Fazendo o uso de seu zoom característico, evitando cortes e trabalhando em longos planos fotografados em preto e branco, Song-Soo traz novamente ótimo diálogos, discutindo as particularidades e momentos da vida ao redor da mesa, em meio a muita comida e muita bebida. O álcool solta a língua de seus personagens, como em outros filmes, e verdades afloram. A temática do relacionamento extraconjugal de um homem mais velho com a moça mais nova emerge novamente, mas dessa vez focado no egocentrismo e na fragilidade do homem, em detrimento das mulheres ao seu redor. Trata-se de um filme fortemente baseado no diálogo e eles conseguem sustentar a narrativa de maneira fluida, permitindo que o espectador mergulhe na banalidade cotidiana daquelas vidas.

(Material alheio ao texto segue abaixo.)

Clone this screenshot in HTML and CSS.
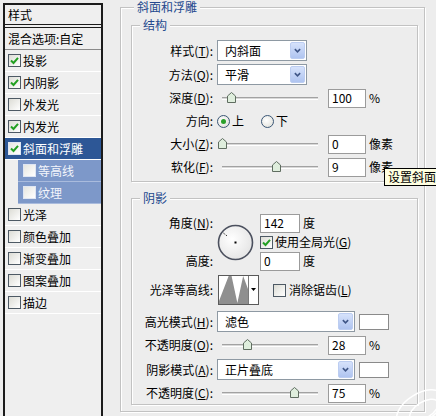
FILE: index.html
```html
<!DOCTYPE html>
<html lang="zh">
<head>
<meta charset="utf-8">
<title>图层样式</title>
<link rel="stylesheet" href="styles.css">
</head>
<body>
<div class="dialog">
  <aside class="sidebar">
    <div class="side-head">样式</div>
    <div class="side-blend">混合选项:自定</div>
    <div class="side-row"><span class="cb"><svg viewBox="0 0 11 11"><path d="M2 5.5 L4.5 8 L9 2.8"/></svg></span>投影</div>
    <div class="side-row"><span class="cb"><svg viewBox="0 0 11 11"><path d="M2 5.5 L4.5 8 L9 2.8"/></svg></span>内阴影</div>
    <div class="side-row"><span class="cb"></span>外发光</div>
    <div class="side-row"><span class="cb"><svg viewBox="0 0 11 11"><path d="M2 5.5 L4.5 8 L9 2.8"/></svg></span>内发光</div>
    <div class="side-row sel"><span class="cb"><svg viewBox="0 0 11 11"><path d="M2 5.5 L4.5 8 L9 2.8"/></svg></span>斜面和浮雕</div>
    <div class="side-row sub"><span class="cb"></span>等高线</div>
    <div class="side-row sub"><span class="cb"></span>纹理</div>
    <div class="side-row"><span class="cb"></span>光泽</div>
    <div class="side-row"><span class="cb"></span>颜色叠加</div>
    <div class="side-row"><span class="cb"></span>渐变叠加</div>
    <div class="side-row"><span class="cb"></span>图案叠加</div>
    <div class="side-row"><span class="cb"></span>描边</div>
  </aside>

  <main class="panel">
    <fieldset class="group outer">
      <legend>斜面和浮雕</legend>

      <fieldset class="group inner struct">
        <legend>结构</legend>
        <div class="row r-sel first">
          <span class="lbl">样式(<u>T</u>):</span>
          <div class="select w90"><span class="val">内斜面</span><span class="drop"><svg viewBox="0 0 14 17"><path d="M4 7 L7 10 L10 7"/></svg></span></div>
        </div>
        <div class="row r-sel">
          <span class="lbl">方法(<u>Q</u>):</span>
          <div class="select w90"><span class="val">平滑</span><span class="drop"><svg viewBox="0 0 14 17"><path d="M4 7 L7 10 L10 7"/></svg></span></div>
        </div>
        <div class="row r-sl">
          <span class="lbl">深度(<u>D</u>):</span>
          <div class="slider"><span class="track"></span><svg class="thumb" style="left:10px" viewBox="0 0 9 11"><path d="M0.5 4 L4.5 0.5 L8.5 4 V10.5 H0.5 Z"/></svg></div>
          <span class="num">100</span><span class="unit">%</span>
        </div>
        <div class="row r-sl">
          <span class="lbl">方向:</span>
          <span class="radio on"></span><span class="rtext">上</span>
          <span class="radio second"></span><span class="rtext">下</span>
        </div>
        <div class="row r-sl">
          <span class="lbl">大小(<u>Z</u>):</span>
          <div class="slider"><span class="track"></span><svg class="thumb" style="left:1px" viewBox="0 0 9 11"><path d="M0.5 4 L4.5 0.5 L8.5 4 V10.5 H0.5 Z"/></svg></div>
          <span class="num">0</span><span class="unit">像素</span>
        </div>
        <div class="row r-sl">
          <span class="lbl">软化(<u>F</u>):</span>
          <div class="slider"><span class="track"></span><svg class="thumb" style="left:55px" viewBox="0 0 9 11"><path d="M0.5 4 L4.5 0.5 L8.5 4 V10.5 H0.5 Z"/></svg></div>
          <span class="num">9</span><span class="unit">像素</span>
        </div>
      </fieldset>

      <fieldset class="group inner shade">
        <legend>阴影</legend>
        <div class="angle">
          <span class="lbl a-lbl1">角度(<u>N</u>):</span>
          <svg class="dial" viewBox="0 0 37 37">
            <defs><radialGradient id="dg" cx="40%" cy="40%" r="70%"><stop offset="0" stop-color="#ffffff"/><stop offset="1" stop-color="#e2e2e2"/></radialGradient></defs>
            <circle cx="18.5" cy="18.5" r="17" fill="url(#dg)" stroke="#4b505e" stroke-width="1.6"/>
            <rect x="17.5" y="17.5" width="2" height="2" fill="#000"/>
            <path d="M9.8 11.7 L6.2 8.9" stroke="#000" stroke-width="1" stroke-dasharray="1 1"/>
          </svg>
          <div class="a-val1"><span class="num w40">142</span><span class="unit">度</span></div>
          <div class="a-chk"><span class="cb"><svg viewBox="0 0 11 11"><path d="M2 5.5 L4.5 8 L9 2.8"/></svg></span>使用全局光(<u>G</u>)</div>
          <span class="lbl a-lbl2">高度:</span>
          <div class="a-val2"><span class="num w40">0</span><span class="unit">度</span></div>
        </div>

        <div class="row r-contour">
          <span class="lbl">光泽等高线:</span>
          <div class="contour">
            <svg class="curve" viewBox="0 0 30 28" preserveAspectRatio="none"><path d="M0 28 L0 25 L10 0 L13 0 L19 27 L25 0 L30 13 L30 28 Z"/></svg>
            <span class="cdrop"><svg viewBox="0 0 9 28"><path d="M2 12 L7 12 L4.5 15 Z"/></svg></span>
          </div>
          <span class="cb gap"></span><span>消除锯齿(<u>L</u>)</span>
        </div>

        <div class="row r-sel hl">
          <span class="lbl">高光模式(<u>H</u>):</span>
          <div class="select w138"><span class="val">滤色</span><span class="drop"><svg viewBox="0 0 14 17"><path d="M4 7 L7 10 L10 7"/></svg></span></div>
          <span class="swatch"></span>
        </div>
        <div class="row r-sl">
          <span class="lbl">不透明度(<u>O</u>):</span>
          <div class="slider"><span class="track"></span><svg class="thumb" style="left:26px" viewBox="0 0 9 11"><path d="M0.5 4 L4.5 0.5 L8.5 4 V10.5 H0.5 Z"/></svg></div>
          <span class="num">28</span><span class="unit">%</span>
        </div>
        <div class="row r-sel sh">
          <span class="lbl">阴影模式(<u>A</u>):</span>
          <div class="select w138"><span class="val">正片叠底</span><span class="drop"><svg viewBox="0 0 14 17"><path d="M4 7 L7 10 L10 7"/></svg></span></div>
          <span class="swatch"></span>
        </div>
        <div class="row r-sl">
          <span class="lbl">不透明度(<u>C</u>):</span>
          <div class="slider"><span class="track"></span><svg class="thumb" style="left:73px" viewBox="0 0 9 11"><path d="M0.5 4 L4.5 0.5 L8.5 4 V10.5 H0.5 Z"/></svg></div>
          <span class="num">75</span><span class="unit">%</span>
        </div>
      </fieldset>
    </fieldset>
  </main>

  <div class="tooltip"><span class="tip-text">设置斜面和浮雕的大小</span></div>
  <svg class="mark" viewBox="0 0 52 38"><ellipse cx="36" cy="30" rx="26" ry="14" transform="rotate(-32 36 30)"/><ellipse cx="40" cy="32" rx="16" ry="8" transform="rotate(-32 40 32)"/></svg>
</div>
</body>
</html>
```

FILE: styles.css
```css
* { box-sizing: border-box; }
html, body { margin: 0; padding: 0; }
body {
  width: 436px;
  height: 416px;
  overflow: hidden;
  background: #ededed;
  font-family: "Noto Sans CJK SC", "Noto Sans", sans-serif;
  font-size: 12px;
  line-height: 14px;
  color: #000;
}
u { text-decoration: underline; text-underline-offset: 1px; }

.dialog { position: relative; display: flex; height: 416px; overflow: hidden; }

/* ---------- sidebar ---------- */
.sidebar {
  flex: none;
  width: 100px;
  height: 413px;
  margin: 3px 0 0 3px;
  border: 2px solid #1b1b1b;
  border-bottom: none;
  background: #efefef;
}
.side-head {
  height: 23px;
  padding-left: 3px;
  display: flex;
  align-items: center;
  border-bottom: 4px double #1b1b1b;
}
.side-blend {
  height: 22px;
  padding-left: 3px;
  display: flex;
  align-items: center;
  border-bottom: 1px solid #8a8a8a;
}
.side-row {
  height: 22px;
  padding-left: 3px;
  display: flex;
  align-items: center;
  border-bottom: 1px solid #ffffff;
}
.side-row.sel { background: #2d5796; color: #fff; }
.side-row.sub {
  margin-left: 13px;
  padding-left: 5px;
  background: #7d98c9;
  color: #f3f5fb;
  border-bottom-color: #a9bbdd;
}

.cb {
  flex: none;
  width: 13px;
  height: 13px;
  margin-right: 2px;
  border: 1px solid #4d5964;
  background: linear-gradient(135deg, #dcdcd5, #ffffff);
  display: flex;
  align-items: center;
  justify-content: center;
}
.cb svg { width: 11px; height: 11px; }
.cb path { fill: none; stroke: #22a022; stroke-width: 2; }
.side-row.sel .cb, .side-row.sub .cb { border-color: #dfe6f3; background: linear-gradient(135deg, #e6e6e0, #ffffff); }

/* ---------- right panel ---------- */
.panel { flex: none; width: 333px; padding-left: 17px; }

.group {
  margin: 0;
  border: 1px solid #c2c2c2;
  box-shadow: inset 1px 1px 0 #ffffff, 1px 1px 0 #ffffff;
  min-width: 0;
}
.group > legend {
  padding: 0 3px;
  line-height: 14px;
  color: #24498e;
  background: #ededed;
}
.outer {
  width: 305px;
  height: 412px;
  padding: 4px 6px 6px 10px;
}
.outer > legend { margin-left: 3px; }
.inner { padding: 0; }
.inner > legend { margin-left: 8px; }
.struct { padding: 8px 0 4px; }
.shade { margin-top: 9px; padding: 8px 0 1px; }

.row { display: flex; align-items: center; }
.lbl { flex: none; width: 81px; margin-right: 4px; text-align: right; white-space: nowrap; }
.r-sel { height: 21px; margin-top: 3px; }
.r-sel.first { margin-top: 0; }
.r-sl { height: 20px; margin-top: 3px; }
.hl { margin-top: 6px; }
.sh { margin-top: 4px; }

.select {
  height: 21px;
  border: 1px solid #8e99a3;
  background: #fff;
  display: flex;
  align-items: center;
  padding-right: 1px;
}
.w90 { width: 90px; }
.w138 { width: 138px; }
.select .val { flex: 1; padding-left: 7px; white-space: nowrap; }
.drop {
  flex: none;
  width: 15px;
  height: 17px;
  border: 1px solid #bccdf1;
  border-radius: 2px;
  background: linear-gradient(#d6e2fb, #afc4f0);
  display: flex;
}
.drop svg { width: 13px; height: 15px; }
.drop path { fill: none; stroke: #3f5687; stroke-width: 1.8; }

.slider {
  position: relative;
  flex: none;
  width: 103px;
  height: 20px;
  margin-right: 8px;
  padding: 0 2px 0 5px;
  display: flex;
  align-items: center;
}
.track {
  display: block;
  width: 100%;
  height: 3px;
  border-top: 1px solid #a2a2a2;
  border-bottom: 1px solid #ffffff;
  background: #d8d8d8;
}
.thumb { position: absolute; top: 4px; width: 9px; height: 11px; }
.thumb path { fill: #dfeedd; stroke: #5f6d60; stroke-width: 1; }

.num {
  flex: none;
  width: 38px;
  height: 19px;
  padding-left: 3px;
  border: 1px solid #9b9b9b;
  background: #fff;
  display: flex;
  align-items: center;
}
.num.w40 { width: 40px; }
.unit { margin-left: 3px; }

.radio {
  flex: none;
  width: 13px;
  height: 13px;
  border-radius: 50%;
  border: 1px solid #3a5676;
  background: radial-gradient(circle at 40% 40%, #ffffff, #dcdcd4);
  display: flex;
  align-items: center;
  justify-content: center;
}
.radio.on::after { content: ""; width: 5px; height: 5px; border-radius: 50%; background: #2aa02a; }
.radio.second { margin-left: 17px; }
.rtext { margin-left: 2px; }

/* angle block */
.angle {
  display: grid;
  grid-template-columns: 81px 39px auto;
  grid-template-rows: 20px 18px 20px;
  column-gap: 4px;
  align-items: center;
}
.a-lbl1 { grid-row: 1; grid-column: 1; width: auto; margin: 0; }
.a-lbl2 { grid-row: 3; grid-column: 1; width: auto; margin: 0; }
.dial { grid-row: 1 / 4; grid-column: 2; width: 37px; height: 37px; align-self: center; }
.a-val1 { grid-row: 1; grid-column: 3; display: flex; align-items: center; }
.a-chk { grid-row: 2; grid-column: 3; display: flex; align-items: center; }
.a-val2 { grid-row: 3; grid-column: 3; display: flex; align-items: center; }

/* contour */
.r-contour { height: 30px; margin-top: 4px; }
.contour {
  flex: none;
  width: 41px;
  height: 30px;
  margin-left: 1px;
  border: 1px solid #5a5a5a;
  background: #fff;
  display: flex;
}
.curve { width: 29px; height: 28px; }
.curve path { fill: #8f8f8f; }
.cdrop { flex: none; width: 10px; border-left: 1px solid #7a7a7a; display: flex; }
.cdrop svg { width: 9px; height: 28px; }
.cdrop path { fill: #000; }
.cb.gap { margin-left: 14px; margin-right: 3px; }

.swatch {
  flex: none;
  width: 30px;
  height: 16px;
  margin-left: 4px;
  border: 1px solid #8a8a8a;
  background: #fff;
}

/* overlays */
.tooltip {
  position: absolute;
  left: 384px;
  right: -4px;
  top: 168px;
  height: 18px;
  padding: 0 0 0 3px;
  border: 1px solid #000;
  background: #ffffe1;
  overflow: hidden;
  display: flex;
  align-items: center;
}
.tip-text { white-space: nowrap; }
.mark { position: absolute; left: 384px; top: 378px; width: 52px; height: 38px; }
.mark ellipse { fill: none; stroke: #ffffff; stroke-width: 1.5; }
```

“Visages, Villages” (2017), de Agnès Varda e JR

Agnès Varda é sem dúvida uma figura cativante. Aos 89 anos, dos quais mais de sessenta foram dedicados ao cinema, a diretora vive uma fase de reconhecimento pleno e em breve será homenageada com um Oscar honorário por sua trajetória, fato que ironiza, uma vez que mesmo esse seu filme mais recente foi realizado através de financiamento coletivo, como pode ser conferido logo nos agradecimentos dos créditos de abertura. Mas a incansável senhora de cabelo bicolor é uma colecionadora de pessoas e suas histórias, transformando-as em suas deliciosas narrativas audiovisuais.

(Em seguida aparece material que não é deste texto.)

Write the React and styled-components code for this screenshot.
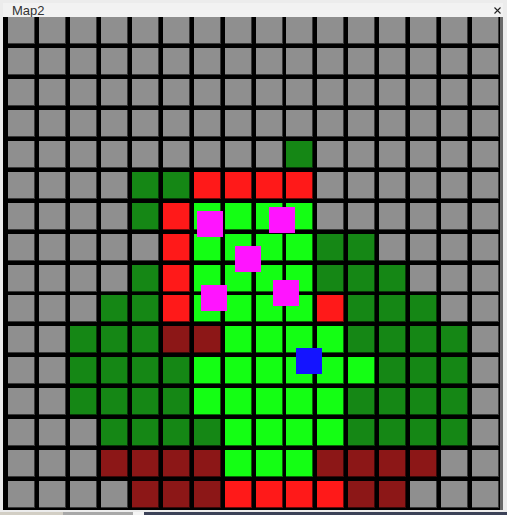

Em seu novo documentário firmou parceria com o fotógrafo e artista JR. O jovem costuma viajar em seu furgão devidamente adesivado com a imagem de uma câmera fotográfica na lateral e tirar fotos de pessoas comuns, que são impressas e muitas vezes aplicadas a grandes elementos verticais, como muros e paredes, criando murais. Varda resolve acompanha-lo pelos vilarejos do interior da França e coletar os rostos das pessoas que conhece pelo caminho, enquanto entabula diálogos com elas.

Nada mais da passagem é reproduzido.